With these thoughts in mind, when planning your marketing spending it is usually wiser to work with an item that is becoming popular but hasn't yet hit the level of a craze – every craze reaches a peak in popularity before it inevitably declines. Whilst some crazes like frisbees, yoyos and Rubik's Cubes have gained a second wind of popularity and maintain a certain level of desirability, most crazes tend to end abruptly and the items never resurface in popular culture.
It is also worth noting that many crazes are controversial in that you will often find both lovers and haters. In fact, more times than not, a counter-culture that considers it cool to dislike a particular trend ends up being just as popular as the craze itself. If the craze isn't right for your brand, it isn't wise to associate yourself with it just to gain a short-term boost in popularity, particularly when we consider that a new trend is likely to be hitting the playgrounds any day now.
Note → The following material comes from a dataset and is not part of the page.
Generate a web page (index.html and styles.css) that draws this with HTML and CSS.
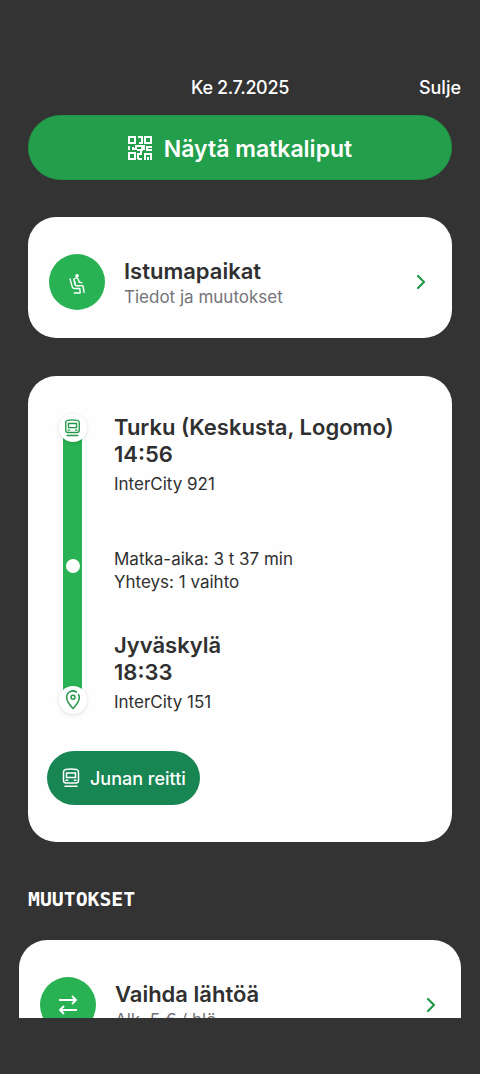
FILE: index.html
```html
<!DOCTYPE html>
<html lang="fi">
<head>
<meta charset="utf-8">
<title>Matka</title>
<link rel="stylesheet" href="styles.css">
</head>
<body>
<main class="screen">
  <header class="topbar">
    <span class="date">Ke 2.7.2025</span>
    <span class="close">Sulje</span>
  </header>
  <div class="tickets">
    <svg class="qr" viewBox="0 0 24 24" fill="none" stroke="currentColor" stroke-width="2">
      <path d="M1 1h6v6H1zM17 1h6v6h-6zM1 17h6v6H1zM10 1h4v6h-3M1 10v4M4 13h4v-3h5M5 11v2M9 14h5v-4h2v4M10 23v-5h3v-3M14 23h-4M24 11h-5v3h5M17 24v-6h6v6M20 21v3"/>
    </svg>
    <span class="tickets-label">Näytä matkaliput</span>
  </div>
  <section class="card seats">
    <div class="disc">
      <svg class="seat-icon" viewBox="0 0 18 22" fill="none" stroke="currentColor" stroke-width="1.5" stroke-linejoin="round">
        <circle cx="8.5" cy="2.4" r="1.9" fill="currentColor" stroke="none"/>
        <path d="M1 5l2.4 9q.4 1.7 2.2 1.7h5.7l.7 5.3M5 20.5h7M12.5 12.7h2.2l1.4 7.8M5 5.5l1.4 6q.3 1.3 1.7 1.3h4.4M5 6q3-3 4.7 0l1.2 3.2 3.1.5M6 8l.8 3"/>
      </svg>
    </div>
    <div class="copy">
      <h2 class="title istuma">Istumapaikat</h2>
      <p class="sub tiedot">Tiedot ja muutokset</p>
    </div>
    <svg class="chevron" viewBox="0 0 10 16"><path d="M2 2l6 6-6 6"/></svg>
  </section>
  <section class="card trip">
    <div class="journey">
      <div class="rail">
        <span class="node"><svg class="train" viewBox="0 0 18 20"><path d="M3.5 1.5Q9 .3 14.500 1.500Q16.500 2 16.500 4v8.500q0 2.500-2.500 2.500H4q-2.500 0-2.500-2.500V4q0-2 2-2.500zM4.500 5h9v4.500h-9zM4 12.300h1.800M12.200 12.300H14M3 18.300h12"/></svg></span>
        <span class="dot"></span>
        <span class="node"><svg class="pin" viewBox="0 0 16 20"><path d="M11.500 2.100A6.200 6.200 0 0 0 1.700 7.300C1.700 11.500 5 15.500 8 18.500c3-3 6.300-7 6.300-11.200q0-1.500-.7-2.800"/><circle cx="8" cy="7.300" r="2"/></svg></span>
      </div>
      <div class="stops">
        <h2 class="title turku">Turku (Keskusta, Logomo)</h2>
        <p class="time dep">14:56</p>
        <p class="detail ic1">InterCity 921</p>
        <p class="detail dur">Matka-aika: 3 t 37 min</p>
        <p class="detail conn">Yhteys: 1 vaihto</p>
        <h2 class="title jkl">Jyväskylä</h2>
        <p class="time arr">18:33</p>
        <p class="detail ic2">InterCity 151</p>
      </div>
    </div>
    <div class="route">
      <svg class="train" viewBox="0 0 18 20"><path d="M3.500 1.500Q9 .3 14.500 1.500Q16.500 2 16.500 4v8.500q0 2.500-2.500 2.500H4q-2.500 0-2.500-2.500V4q0-2 2-2.500zM4.500 5h9v4.500h-9zM4 12.300h1.800M12.200 12.300H14M3 18.300h12"/></svg>
      <span class="route-label">Junan reitti</span>
    </div>
  </section>
  <h3 class="section">MUUTOKSET</h3>
  <section class="card change">
    <div class="disc">
      <svg class="swap" viewBox="0 0 20 20"><path d="M1 5h17M14 1l4 4-4 4M19 15H2M6 11l-4 4 4 4"/></svg>
    </div>
    <div class="copy">
      <h2 class="title vaihda">Vaihda lähtöä</h2>
      <p class="sub alk">Alk. 5 € / hlö</p>
    </div>
    <svg class="chevron" viewBox="0 0 10 16"><path d="M2 2l6 6-6 6"/></svg>
  </section>
</main>
</body>
</html>
```
FILE: styles.css
```css
* { box-sizing: border-box; }
html, body { height: 100%; }
body {
  margin: 0;
  background: #333;
  color: #303030;
  font-family: Inter, "Liberation Sans", sans-serif;
  overflow: hidden;
}
h2, h3, p { margin: 0; white-space: nowrap; }
svg { display: block; flex: none; }
span { white-space: nowrap; }

.screen { height: 1018px; padding-top: 76px; overflow: hidden; }
.topbar {
  display: grid;
  grid-template-columns: 1fr auto 1fr;
  height: 39px;
  padding: 0 19px;
  color: #fff;
  font-size: 18px;
  font-weight: 500;
  line-height: 24px;
}
.date { grid-column: 2; letter-spacing: -.35px; }
.close { justify-self: end; }

.tickets {
  display: flex;
  align-items: center;
  justify-content: center;
  gap: 12px;
  height: 65px;
  margin: 0 28px 37px;
  border: 1px solid #209548;
  border-radius: 33px;
  background: #239f4b;
  color: #fff;
  font-size: 23px;
  font-weight: 600;
}
.qr { width: 24px; height: 24px; }
.tickets-label { line-height: 30px; padding-top: 2px; }

.card { margin: 0 28px; border-radius: 28px; background: #fefefe; }
.seats, .change { display: flex; align-items: flex-start; }
.seats { height: 121px; padding: 37px 26px 0 21px; margin-bottom: 38px; }
.disc {
  display: flex;
  flex: none;
  align-items: center;
  justify-content: center;
  width: 56px;
  height: 56px;
  border-radius: 50%;
  background: #28b253;
  color: #fff;
}
.seat-icon { width: 17px; height: 22px; margin-top: 4px; }
.copy { flex: 1; padding: 4px 0 0 19px; }
.title, .time { font-size: 22px; font-weight: 600; line-height: 27px; }
.sub { color: #74747a; font-size: 17px; line-height: 24px; }
.chevron { width: 10px; height: 16px; margin-top: 20px; }
.chevron path { fill: none; stroke: #249849; stroke-width: 2.2; stroke-linecap: round; stroke-linejoin: round; }

.trip { height: 466px; padding: 38px 19px 0; }
.journey { display: flex; height: 337px; }
.rail {
  display: flex;
  flex: none;
  flex-direction: column;
  align-items: center;
  justify-content: space-between;
  width: 19px;
  height: 300px;
  margin-left: 16px;
  background: linear-gradient(#28b253, #28b253) center / 19px 272px no-repeat;
}
.node {
  display: flex;
  flex: none;
  align-items: center;
  justify-content: center;
  width: 28px;
  height: 28px;
  border-radius: 50%;
  background: #fff;
  box-shadow: 0 1px 4px rgba(0, 0, 0, .13);
}
.dot { width: 14px; height: 14px; margin-bottom: -3px; border-radius: 50%; background: #fff; }
.train, .pin { fill: none; stroke: currentColor; stroke-width: 1.5; stroke-linecap: round; }
.node .train { width: 17px; height: 18px; color: #249849; }
.pin { width: 16px; height: 20px; color: #249849; }
.stops { padding-left: 32px; }
.detail { font-size: 17px; line-height: 23px; }
.ic1 { margin: 5px 0 52px; }
.conn { margin-bottom: 38px; }
.ic2 { margin-top: 5px; }
.route {
  display: flex;
  align-items: center;
  gap: 10px;
  width: 153px;
  height: 54px;
  padding-left: 15px;
  border-radius: 27px;
  background: #188653;
  color: #fff;
  font-size: 18px;
  font-weight: 500;
}
.route .train { width: 18px; height: 20px; }

.section {
  margin: 46px 28px 28px;
  color: #fff;
  font: bold 19.8px/24px "DejaVu Sans Mono", monospace;
}
.change { height: 121px; margin: 0 19px; padding: 37px 25px 0 21px; }
.swap { width: 20px; height: 20px; fill: none; stroke: currentColor; stroke-width: 1.9; }
```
The Characteristics You Are Looking For
If you're considering using a craze or related item as part of your marketing plan, you need to determine whether or not the chosen item is right for you, your business and your prospects. Provided you pick the right item, your recipients will go beyond simply using the item itself – they will share their experiences with others. This in turn will provide you with increased brand awareness and potentially more future prospects.
However, the lifespan of a craze can be fickle, so pick your items carefully and try to ensure they will retain their value as fun and/or useful items even if the craze does die down (which it inevitably will).